The Future’s So Bright
Over the next 12 months, Burgener sees the adoption rates for both primary and secondary storage optimization solutions accelerating. “There are still a lot of end users who have heard about the technology but don’t really understand how it works yet, and as more and more vendors [like EMC, IBM and Symantec] get into the space, they’re going to hear more about this.”
Indeed, from what Burgener has seen happening in the storage industry, and the economic arguments for doing storage optimization being so compelling, he believes that PSO is almost a forgone conclusion. “Why would you spend 10 or 20 times as much to store a piece of data if you don’t have to? And there’s no risk associated with doing capacity optimization. I think we’re going to see this penetrate rapidly.”

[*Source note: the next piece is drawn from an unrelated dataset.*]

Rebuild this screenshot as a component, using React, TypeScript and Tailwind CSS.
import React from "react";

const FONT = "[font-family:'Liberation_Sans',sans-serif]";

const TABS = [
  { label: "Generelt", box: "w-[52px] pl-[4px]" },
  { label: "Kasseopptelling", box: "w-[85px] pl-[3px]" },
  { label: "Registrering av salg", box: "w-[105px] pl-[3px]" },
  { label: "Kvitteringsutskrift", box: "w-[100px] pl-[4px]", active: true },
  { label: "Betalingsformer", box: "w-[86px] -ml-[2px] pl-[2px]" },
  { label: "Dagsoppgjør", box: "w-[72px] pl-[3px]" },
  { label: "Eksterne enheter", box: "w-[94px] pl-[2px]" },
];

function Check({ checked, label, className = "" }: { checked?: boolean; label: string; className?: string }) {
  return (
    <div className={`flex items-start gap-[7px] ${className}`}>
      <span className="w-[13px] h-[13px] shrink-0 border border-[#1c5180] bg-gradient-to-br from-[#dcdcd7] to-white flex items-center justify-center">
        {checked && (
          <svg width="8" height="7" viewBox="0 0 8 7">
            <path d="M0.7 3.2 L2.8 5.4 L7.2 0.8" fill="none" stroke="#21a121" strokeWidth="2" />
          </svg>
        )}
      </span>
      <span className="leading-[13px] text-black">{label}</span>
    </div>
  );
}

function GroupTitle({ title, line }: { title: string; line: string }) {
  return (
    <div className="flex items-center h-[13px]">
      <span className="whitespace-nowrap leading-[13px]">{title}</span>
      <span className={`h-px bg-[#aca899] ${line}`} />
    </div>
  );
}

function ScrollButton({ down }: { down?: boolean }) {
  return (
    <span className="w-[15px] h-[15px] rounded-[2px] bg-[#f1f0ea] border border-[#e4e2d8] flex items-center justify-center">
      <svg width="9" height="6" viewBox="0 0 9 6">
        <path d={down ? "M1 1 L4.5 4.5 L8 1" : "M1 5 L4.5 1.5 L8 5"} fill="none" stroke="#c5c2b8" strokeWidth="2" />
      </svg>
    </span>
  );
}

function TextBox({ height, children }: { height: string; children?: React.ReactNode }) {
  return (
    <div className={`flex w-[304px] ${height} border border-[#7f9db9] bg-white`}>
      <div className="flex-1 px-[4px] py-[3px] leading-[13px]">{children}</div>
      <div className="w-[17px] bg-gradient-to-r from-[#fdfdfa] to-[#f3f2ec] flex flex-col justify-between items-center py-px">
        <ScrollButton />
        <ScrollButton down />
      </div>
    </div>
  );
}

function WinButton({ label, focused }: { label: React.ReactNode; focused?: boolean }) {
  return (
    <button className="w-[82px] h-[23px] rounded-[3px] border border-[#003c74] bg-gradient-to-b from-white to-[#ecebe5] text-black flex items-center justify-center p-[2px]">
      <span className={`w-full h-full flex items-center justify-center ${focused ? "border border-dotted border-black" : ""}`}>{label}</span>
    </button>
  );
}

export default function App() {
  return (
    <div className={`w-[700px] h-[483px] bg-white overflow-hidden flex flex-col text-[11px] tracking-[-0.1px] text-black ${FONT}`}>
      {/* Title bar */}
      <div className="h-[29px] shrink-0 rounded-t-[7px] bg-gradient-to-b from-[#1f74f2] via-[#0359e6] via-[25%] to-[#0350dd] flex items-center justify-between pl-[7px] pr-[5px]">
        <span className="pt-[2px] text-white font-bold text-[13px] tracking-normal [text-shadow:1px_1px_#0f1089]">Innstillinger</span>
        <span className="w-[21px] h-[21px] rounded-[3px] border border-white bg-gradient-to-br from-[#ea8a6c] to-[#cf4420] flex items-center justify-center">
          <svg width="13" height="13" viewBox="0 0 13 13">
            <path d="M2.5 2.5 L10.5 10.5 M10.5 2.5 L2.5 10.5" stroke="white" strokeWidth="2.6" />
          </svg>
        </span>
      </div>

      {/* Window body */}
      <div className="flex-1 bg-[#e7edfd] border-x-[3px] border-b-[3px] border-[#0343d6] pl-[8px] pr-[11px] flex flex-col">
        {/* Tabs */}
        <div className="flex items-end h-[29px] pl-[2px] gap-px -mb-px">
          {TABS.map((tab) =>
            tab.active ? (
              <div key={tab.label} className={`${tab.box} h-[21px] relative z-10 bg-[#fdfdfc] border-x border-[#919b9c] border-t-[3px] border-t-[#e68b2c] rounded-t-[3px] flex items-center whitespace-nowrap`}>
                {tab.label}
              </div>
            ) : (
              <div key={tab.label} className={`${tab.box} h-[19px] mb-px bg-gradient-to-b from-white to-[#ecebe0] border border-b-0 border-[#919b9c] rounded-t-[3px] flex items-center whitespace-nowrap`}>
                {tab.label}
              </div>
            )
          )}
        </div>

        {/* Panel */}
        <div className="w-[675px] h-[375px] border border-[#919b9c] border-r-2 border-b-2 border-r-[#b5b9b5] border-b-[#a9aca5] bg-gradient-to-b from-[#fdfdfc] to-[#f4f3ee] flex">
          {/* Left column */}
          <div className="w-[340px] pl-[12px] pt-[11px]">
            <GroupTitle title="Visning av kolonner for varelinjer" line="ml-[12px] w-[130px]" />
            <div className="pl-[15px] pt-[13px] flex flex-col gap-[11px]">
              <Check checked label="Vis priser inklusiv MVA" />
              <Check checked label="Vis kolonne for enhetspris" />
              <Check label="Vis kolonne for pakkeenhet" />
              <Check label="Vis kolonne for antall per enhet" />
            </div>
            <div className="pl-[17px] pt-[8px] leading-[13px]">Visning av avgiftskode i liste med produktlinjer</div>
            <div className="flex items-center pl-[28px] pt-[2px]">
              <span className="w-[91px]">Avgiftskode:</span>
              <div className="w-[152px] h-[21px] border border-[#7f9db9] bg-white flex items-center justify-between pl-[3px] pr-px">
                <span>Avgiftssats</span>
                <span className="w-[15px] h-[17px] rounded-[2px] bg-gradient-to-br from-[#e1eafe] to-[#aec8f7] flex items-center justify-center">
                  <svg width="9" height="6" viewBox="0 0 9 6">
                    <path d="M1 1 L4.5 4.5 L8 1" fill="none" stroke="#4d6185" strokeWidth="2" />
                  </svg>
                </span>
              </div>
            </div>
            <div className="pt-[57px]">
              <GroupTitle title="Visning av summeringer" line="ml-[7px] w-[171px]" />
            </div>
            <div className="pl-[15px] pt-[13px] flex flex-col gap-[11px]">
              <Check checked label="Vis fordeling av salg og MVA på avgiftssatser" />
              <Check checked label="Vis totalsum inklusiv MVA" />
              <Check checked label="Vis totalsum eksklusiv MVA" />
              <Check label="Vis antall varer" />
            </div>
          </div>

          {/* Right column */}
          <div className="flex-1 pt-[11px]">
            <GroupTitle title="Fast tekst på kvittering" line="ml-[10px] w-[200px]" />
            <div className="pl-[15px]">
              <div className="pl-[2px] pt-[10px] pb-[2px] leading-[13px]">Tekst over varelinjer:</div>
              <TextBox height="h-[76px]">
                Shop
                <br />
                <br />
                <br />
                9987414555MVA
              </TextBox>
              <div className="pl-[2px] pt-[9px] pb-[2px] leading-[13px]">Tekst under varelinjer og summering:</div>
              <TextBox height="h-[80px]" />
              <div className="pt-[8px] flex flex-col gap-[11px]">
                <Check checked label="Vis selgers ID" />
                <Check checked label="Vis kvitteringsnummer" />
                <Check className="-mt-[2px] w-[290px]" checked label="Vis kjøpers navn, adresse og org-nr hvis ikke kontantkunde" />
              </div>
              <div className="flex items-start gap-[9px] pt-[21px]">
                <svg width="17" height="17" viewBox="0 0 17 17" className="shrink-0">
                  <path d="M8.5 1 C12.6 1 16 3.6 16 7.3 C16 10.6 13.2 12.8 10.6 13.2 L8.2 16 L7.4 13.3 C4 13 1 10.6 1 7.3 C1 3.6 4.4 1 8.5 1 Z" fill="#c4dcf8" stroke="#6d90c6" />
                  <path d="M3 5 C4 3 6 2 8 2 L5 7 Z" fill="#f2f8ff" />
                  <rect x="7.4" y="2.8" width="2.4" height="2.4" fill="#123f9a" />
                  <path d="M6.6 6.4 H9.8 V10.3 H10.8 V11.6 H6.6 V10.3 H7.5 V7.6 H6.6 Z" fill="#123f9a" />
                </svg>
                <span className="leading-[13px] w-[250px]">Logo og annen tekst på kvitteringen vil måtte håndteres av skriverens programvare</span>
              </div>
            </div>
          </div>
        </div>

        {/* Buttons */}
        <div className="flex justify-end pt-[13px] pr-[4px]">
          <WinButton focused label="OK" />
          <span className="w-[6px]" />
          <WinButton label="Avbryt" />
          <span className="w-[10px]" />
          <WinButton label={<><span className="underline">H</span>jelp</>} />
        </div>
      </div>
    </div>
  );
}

“It’s not there right now,” he said, but over the course of the next 12 months he expects PSO adoptions to increase, though “we don’t think the market is going to be as large as the secondary side, just because there’s a lot less data.”
Burgener also predicts that within the next 12 months or so, we’re “going to see one or two of the WADS vendors [like Cisco or Riverbed] make public comments that are going to put them in direct competition with people like Storwize and Ocarina in the PSO space,” as well as some industry consolidation as some of the larger players snap up the smaller, more specialized vendors (such as Sun Microsystems acquiring greenBytes).